The North Carolina vote in some ways distracts from what polling shows to be a steady increase in the percentage of Americans who say they support gay marriage or domestic partnerships; it is now a majority. The numbers are particularly high among younger Americans, suggesting that this is a wave likelier to grow than to recede.
All of which suggests that there are, in addition to the risks, clear potential upsides for Mr. Obama. His announcement, while symbolic rather than carrying the force of law, could energize big parts of his base, particularly younger voters, and reassure liberal Democrats who had been disappointed with Mr. Obama on this issue. It will no doubt help with gay people, already among his biggest donors.
And Mr. Obama’s announcement came as Mr. Romney has been seeking to shift to the middle; independent voters and women are two constituencies that tend to support gay marriage. Now, though, he is almost certainly going to face pressure from his base to take the fight on gay marriage to Mr. Obama.
“President Obama has now made the definition of marriage a defining issue in the presidential contest, especially in swing states like Ohio, North Carolina, Virginia, Florida and Nevada,” said Brian S. Brown, the president of the National Organization for Marriage.
In truth, Republicans and Democrats are hardly sure whether this will be a deciding issue in any state, given how pressing economic concerns are, particularly in the swing states.

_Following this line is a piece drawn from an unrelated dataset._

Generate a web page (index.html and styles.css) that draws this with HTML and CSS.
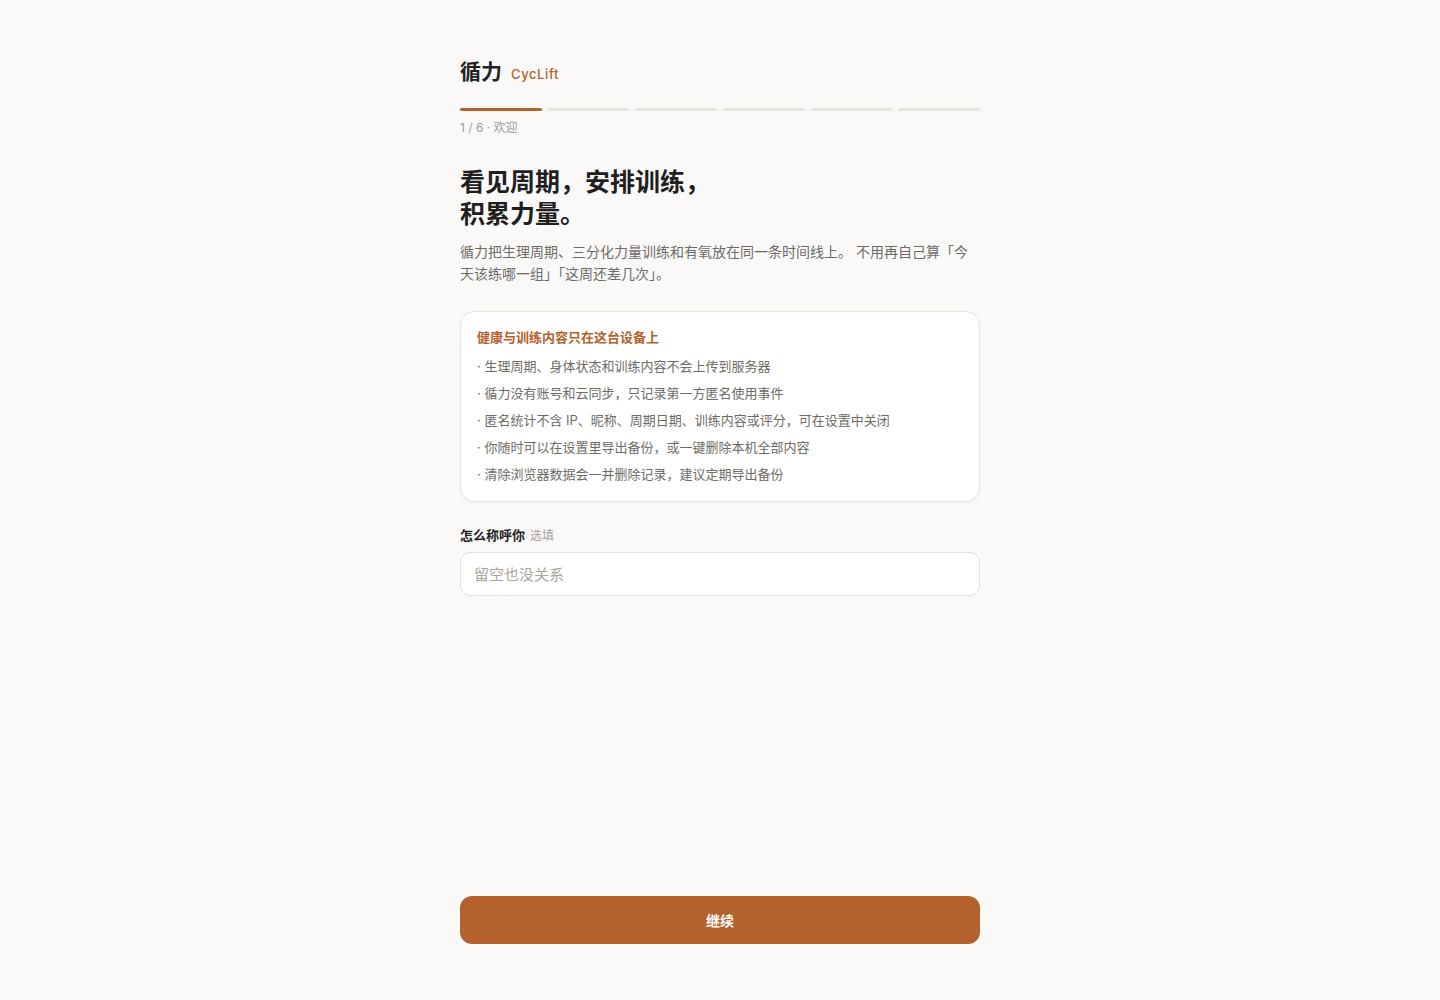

Polls show that gay marriage is not a huge concern to swing voters. Is Mr. Romney really going to want to spend the next five months talking about gay marriage, rather than the economy and jobs? And Mr. Obama may be no more eager to discuss the issue further, to be drawn into the weeds of this argument.
Yet perhaps on this day, short-term political calculations are not what people are likely to recall in talking about Mr. Obama’s interview in years to come.
“I don’t think it’s about particular states or particular demographics,” said Steve Elmendorf, a Democratic strategist.
“He said the right thing,” he said. “He did the right thing. People are going to overanalyze the politics of this.”